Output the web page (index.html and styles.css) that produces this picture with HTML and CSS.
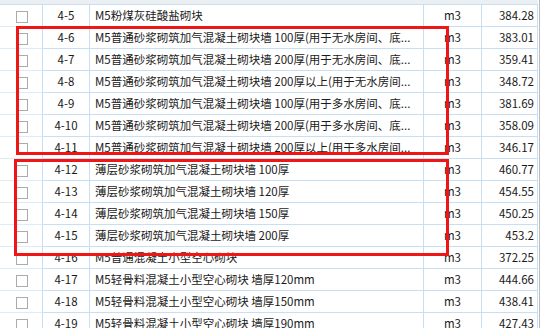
FILE: index.html
```html
<!DOCTYPE html>
<html lang="zh-CN">
<head>
<meta charset="utf-8">
<link rel="stylesheet" href="styles.css">
</head>
<body>
<div class="page">
  <div class="table">
    <div class="head"></div>
    <div class="row"><div class="c chk"><span class="box"></span></div><div class="c code">4-5</div><div class="c name">M5粉煤灰硅酸盐砌块</div><div class="c unit">m3</div><div class="c price">384.28</div></div>
    <div class="row"><div class="c chk"><span class="box"></span></div><div class="c code">4-6</div><div class="c name">M5普通砂浆砌筑加气混凝土砌块墙 100厚(用于无水房间、底...</div><div class="c unit">m3</div><div class="c price">383.01</div></div>
    <div class="row"><div class="c chk"><span class="box"></span></div><div class="c code">4-7</div><div class="c name">M5普通砂浆砌筑加气混凝土砌块墙 200厚(用于无水房间、底...</div><div class="c unit">m3</div><div class="c price">359.41</div></div>
    <div class="row"><div class="c chk"><span class="box"></span></div><div class="c code">4-8</div><div class="c name">M5普通砂浆砌筑加气混凝土砌块墙 200厚以上(用于无水房间...</div><div class="c unit">m3</div><div class="c price">348.72</div></div>
    <div class="row"><div class="c chk"><span class="box"></span></div><div class="c code">4-9</div><div class="c name">M5普通砂浆砌筑加气混凝土砌块墙 100厚(用于多水房间、底...</div><div class="c unit">m3</div><div class="c price">381.69</div></div>
    <div class="row"><div class="c chk"><span class="box"></span></div><div class="c code">4-10</div><div class="c name">M5普通砂浆砌筑加气混凝土砌块墙 200厚(用于多水房间、底...</div><div class="c unit">m3</div><div class="c price">358.09</div></div>
    <div class="row"><div class="c chk"><span class="box"></span></div><div class="c code">4-11</div><div class="c name">M5普通砂浆砌筑加气混凝土砌块墙 200厚以上(用于多水房间...</div><div class="c unit">m3</div><div class="c price">346.17</div></div>
    <div class="row"><div class="c chk"><span class="box"></span></div><div class="c code">4-12</div><div class="c name">薄层砂浆砌筑加气混凝土砌块墙 100厚</div><div class="c unit">m3</div><div class="c price">460.77</div></div>
    <div class="row"><div class="c chk"><span class="box"></span></div><div class="c code">4-13</div><div class="c name">薄层砂浆砌筑加气混凝土砌块墙 120厚</div><div class="c unit">m3</div><div class="c price">454.55</div></div>
    <div class="row"><div class="c chk"><span class="box"></span></div><div class="c code">4-14</div><div class="c name">薄层砂浆砌筑加气混凝土砌块墙 150厚</div><div class="c unit">m3</div><div class="c price">450.25</div></div>
    <div class="row"><div class="c chk"><span class="box"></span></div><div class="c code">4-15</div><div class="c name">薄层砂浆砌筑加气混凝土砌块墙 200厚</div><div class="c unit">m3</div><div class="c price">453.2</div></div>
    <div class="row"><div class="c chk"><span class="box"></span></div><div class="c code">4-16</div><div class="c name">M5普通混凝土小型空心砌块</div><div class="c unit">m3</div><div class="c price">372.25</div></div>
    <div class="row"><div class="c chk"><span class="box"></span></div><div class="c code">4-17</div><div class="c name">M5轻骨料混凝土小型空心砌块 墙厚120mm</div><div class="c unit">m3</div><div class="c price">444.66</div></div>
    <div class="row"><div class="c chk"><span class="box"></span></div><div class="c code">4-18</div><div class="c name">M5轻骨料混凝土小型空心砌块 墙厚150mm</div><div class="c unit">m3</div><div class="c price">438.41</div></div>
    <div class="row"><div class="c chk"><span class="box"></span></div><div class="c code">4-19</div><div class="c name">M5轻骨料混凝土小型空心砌块 墙厚190mm</div><div class="c unit">m3</div><div class="c price">427.43</div></div>
  </div>
  <div class="side"></div>
  <div class="mark mark1"></div>
  <div class="mark mark2"></div>
</div>
</body>
</html>
```

FILE: styles.css
```css
html, body {
  margin: 0;
  padding: 0;
  background: #ffffff;
}
.page {
  position: relative;
  display: flex;
  width: 554px;
  height: 328px;
  overflow: hidden;
  font-family: "Noto Sans CJK SC", "Noto Sans", sans-serif;
  font-size: 11.5px;
  color: #1a1a1a;
}
.table {
  width: 538px;
  flex: none;
}
.head {
  height: 5px;
  box-sizing: border-box;
  background: #eceff2;
  border-bottom: 1px solid #c6dff4;
}
.row {
  display: grid;
  grid-template-columns: 43px 47px 334px 58px 56px;
  height: 22px;
}
.c {
  box-sizing: border-box;
  height: 22px;
  border-right: 1px solid #c6dff4;
  border-bottom: 1px solid #c6dff4;
  display: flex;
  align-items: center;
  white-space: nowrap;
  overflow: hidden;
  line-height: 21px;
}
.chk {
  padding-left: 16px;
  border-bottom-color: #dcebf7;
}
.box {
  width: 12px;
  height: 12px;
  box-sizing: border-box;
  border: 1px solid #ababab;
  background: #fff;
  margin-top: 2px;
}
.code {
  justify-content: center;
}
.name {
  padding-left: 5px;
}
.unit {
  justify-content: center;
}
.price {
  justify-content: flex-end;
  padding-right: 3px;
}
.side {
  flex: 1;
  margin-left: 1px;
  border-left: 1px solid #b9b9b9;
  background: #ffffff;
}
.mark {
  position: absolute;
  box-sizing: border-box;
  border: 3px solid #f01616;
}
.mark1 {
  left: 16px;
  top: 26px;
  width: 433px;
  height: 129px;
}
.mark2 {
  left: 14px;
  top: 159px;
  width: 435px;
  height: 97px;
}
```
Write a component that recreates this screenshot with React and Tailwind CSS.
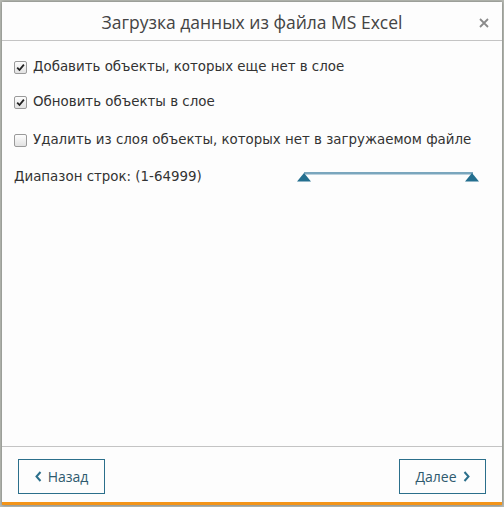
====
PROBLEM TO SOLVE: From the listing above, collect each line in which the string "with" appears.

OUTPUT FOR THIS EXERCISE:
Output the web page (index.html and styles.css) that produces this picture with HTML and CSS.
Write a component that recreates this screenshot with React and Tailwind CSS.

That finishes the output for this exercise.